David Atherton comments--

Hello Jim,

          I very much enjoyed your latest article concerning Domitian’s Lycian drachms, not to mention the superb examples you have to demonstrate their beauty! I thought you would be interested to know that K. Butcher and M. Ponting’s metal analysis of the series show they have a fineness of 80%, the same level as contemporary cistophori - making these drachms worth a third of a cistophorus. Denarii after 85 were struck with a fineness of around 90%.
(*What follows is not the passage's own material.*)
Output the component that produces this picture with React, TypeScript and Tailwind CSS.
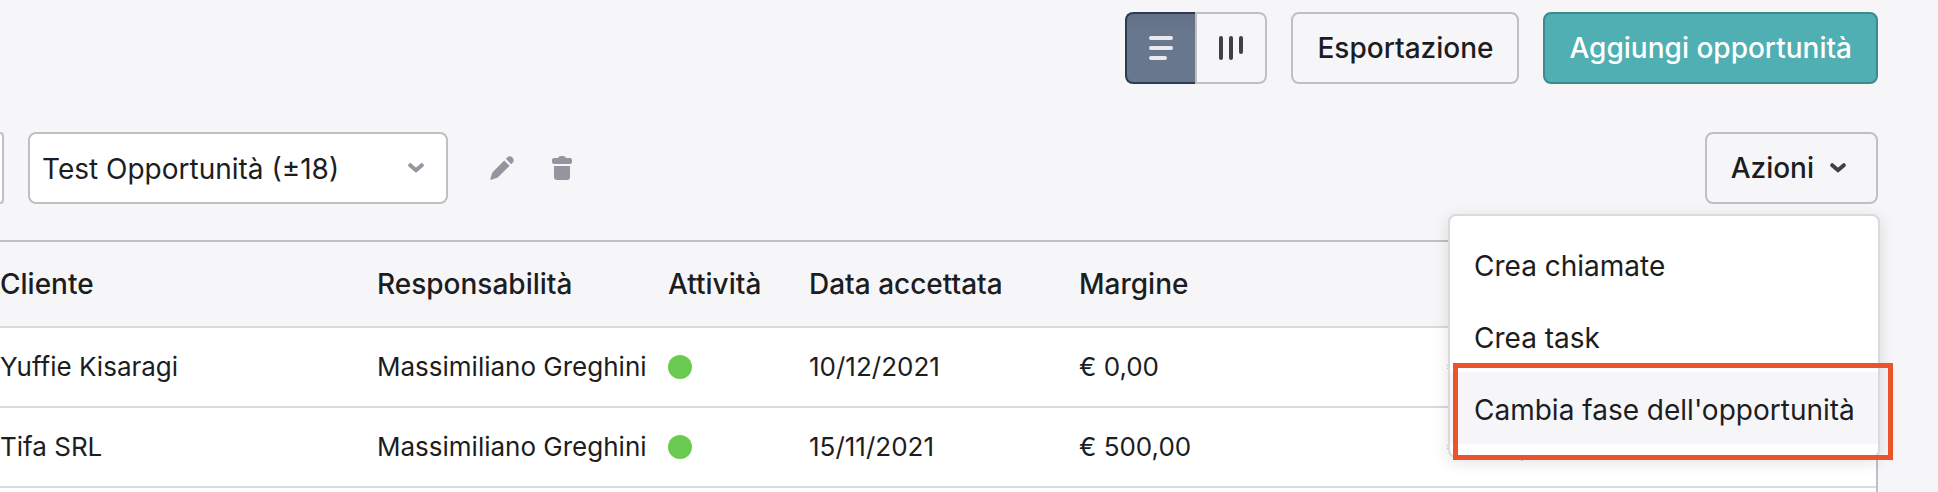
import { useState } from "react";

type Opportunity = {
  client: string;
  owner: string;
  date: string;
  margin: string;
  value: string;
};

const opportunities: Opportunity[] = [
  {
    client: "Yuffie Kisaragi",
    owner: "Massimiliano Greghini",
    date: "10/12/2021",
    margin: "€ 0,00",
    value: "€ 0,00",
  },
  {
    client: "Tifa SRL",
    owner: "Massimiliano Greghini",
    date: "15/11/2021",
    margin: "€ 500,00",
    value: "€ 500,00",
  },
];

const actions = ["Crea chiamate", "Crea task", "Cambia fase dell'opportunità"];

function Chevron({ className }: { className: string }) {
  return (
    <svg
      viewBox="0 0 16 10"
      fill="none"
      stroke="currentColor"
      strokeWidth="4"
      strokeLinecap="round"
      strokeLinejoin="miter"
      className={className}
      aria-hidden="true"
    >
      <path d="M2.2 2.2L8 7.2L13.8 2.2" />
    </svg>
  );
}

function ViewToggle() {
  const [view, setView] = useState("list");

  return (
    <div className="flex h-18">
      <button
        aria-label="Lista"
        aria-pressed={view === "list"}
        onClick={() => setView("list")}
        className="flex w-[70px] items-center justify-center rounded-l-lg border-2 border-r-0 border-[#2d3b50] bg-[#69778e] bg-linear-to-b from-[#637085] to-[#69778e] to-30% text-[#e8eaee]"
      >
        <svg
          viewBox="0 0 24 24"
          stroke="currentColor"
          strokeWidth="4"
          strokeLinecap="round"
          className="size-6"
        >
          <path d="M2 2H22M2 12H22M2 22H16" />
        </svg>
      </button>
      <button
        aria-label="Pipeline"
        aria-pressed={view === "board"}
        onClick={() => setView("board")}
        className="flex w-18 items-center justify-center rounded-r-lg border-2 border-[#c0c0c4] text-[#404146]"
      >
        <svg
          viewBox="0 0 24 24"
          stroke="currentColor"
          strokeWidth="4"
          strokeLinecap="round"
          className="size-6"
        >
          <path d="M2 2V22M12 2V22M22 2V16" />
        </svg>
      </button>
    </div>
  );
}

function ActionsMenu() {
  const [open, setOpen] = useState(true);

  return (
    <div className="relative">
      <button
        onClick={() => setOpen(!open)}
        aria-expanded={open}
        className="flex h-18 items-center gap-4 rounded-lg border-2 border-[#c0c0c4] pr-[30px] pl-6 font-medium"
      >
        Azioni
        <Chevron className="h-[10px] w-4 text-[#404146]" />
      </button>
      {open && (
        <div className="absolute top-[82px] -right-[2px] z-10 w-[432px] rounded-lg border-2 border-[#dadadc] bg-white py-3 shadow-[0_4px_16px_rgba(0,0,0,0.12)]">
          <ul>
            {actions.map((action) => (
              <li key={action} className="last:bg-[#f6f6f9]">
                <button className="flex h-18 w-full items-center px-6 pt-1 whitespace-nowrap hover:bg-[#f6f6f9]">
                  {action}
                </button>
              </li>
            ))}
          </ul>
          <div className="pointer-events-none absolute -right-[15px] -bottom-1 left-[3px] h-[97px] border-5 border-[#eb532d]" />
        </div>
      )}
    </div>
  );
}

export default function App() {
  return (
    <div className="h-screen overflow-hidden bg-[#f6f6f9] pt-3 pr-15 font-['Inter',sans-serif] text-[28px] leading-9 text-[#1c1d21]">
      <div className="flex justify-end gap-6">
        <ViewToggle />
        <button className="h-18 rounded-lg border-2 border-[#c0c0c4] px-6 font-medium">
          Esportazione
        </button>
        <button className="h-18 rounded-lg border-2 border-[#3a8b8d] bg-[#50afb2] px-6 font-medium text-white">
          Aggiungi opportunità
        </button>
      </div>

      <div className="mt-12 flex items-center">
        <div className="h-18 w-1 rounded-r-lg border-2 border-l-0 border-[#c0c0c4] bg-white" />
        <div className="relative ml-6 w-[420px]">
          <select
            aria-label="Filtro"
            className="h-18 w-full appearance-none rounded-lg border-2 border-[#c0c0c4] bg-white pt-[2px] pr-14 pl-3"
          >
            <option>Test Opportunità (±18)</option>
          </select>
          <Chevron className="pointer-events-none absolute top-[31px] right-6 h-[10px] w-4 text-[#95959f]" />
        </div>
        <button aria-label="Modifica" className="ml-[42px] text-[#95959f]">
          <svg viewBox="0 0 24 24" fill="currentColor" className="size-6">
            <path d="M14.2 4.4L19.6 9.8L8 21.2Q7.4 21.8 6.6 22L1.3 23.8Q.2 24 .4 22.8L2 17.5Q2.2 16.8 2.8 16.1ZM15.8 2.8L17.2 1.4Q19.8 -.8 22.4 1.5Q24.8 4.1 22.7 6.8L21.2 8.2Z" />
          </svg>
        </button>
        <button aria-label="Elimina" className="ml-[38px] text-[#95959f]">
          <svg viewBox="0 0 24 24" fill="currentColor" className="size-6">
            <path d="M2 10H18V21Q18 24 15 24H5Q2 24 2 21Z" />
            <path d="M6 2Q6.5 0 9 0H11Q13.5 0 14 2H18Q20 2 20 4V6Q20 8 18 8H2Q0 8 0 6V4Q0 2 2 2Z" />
          </svg>
        </button>
        <div className="ml-auto">
          <ActionsMenu />
        </div>
      </div>

      <div className="mt-9 border-t-2 border-r-2 border-[#c0c0c4]">
        <table className="w-full table-fixed text-left">
          <colgroup>
            <col className="w-[377px]" />
            <col className="w-[291px]" />
            <col className="w-[141px]" />
            <col className="w-[270px]" />
            <col className="w-[368px]" />
            <col />
          </colgroup>
          <thead>
            <tr className="h-[85px] border-b-2 border-[#dadadc]">
              <th className="font-medium">Cliente</th>
              <th className="font-medium">Responsabilità</th>
              <th className="font-medium">Attività</th>
              <th className="font-medium">Data accettata</th>
              <th className="font-medium">Margine</th>
              <th />
            </tr>
          </thead>
          <tbody className="bg-white text-[26px]">
            {opportunities.map((item) => (
              <tr key={item.client} className="h-20 border-b-2 border-[#dadadc]">
                <td>{item.client}</td>
                <td className="whitespace-nowrap">{item.owner}</td>
                <td>
                  <div className="size-6 rounded-full bg-[#69ca4f]" />
                </td>
                <td>{item.date}</td>
                <td>{item.margin}</td>
                <td>{item.value}</td>
              </tr>
            ))}
            <tr className="h-20">
              <td colSpan={6} />
            </tr>
          </tbody>
        </table>
      </div>
    </div>
  );
}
          Keep up the interesting articles! I really did miss your hiatus.
David
Jim responds--
          Thank you, David.  I certainly appreciate your expertise, your more up-to-date information, and also your kind compliments.  Your new figures would tend to support the local mint theory even more dramatically, a difference of 10% instead of 3%, and the fact that it actually matches the percentage in the cistophori.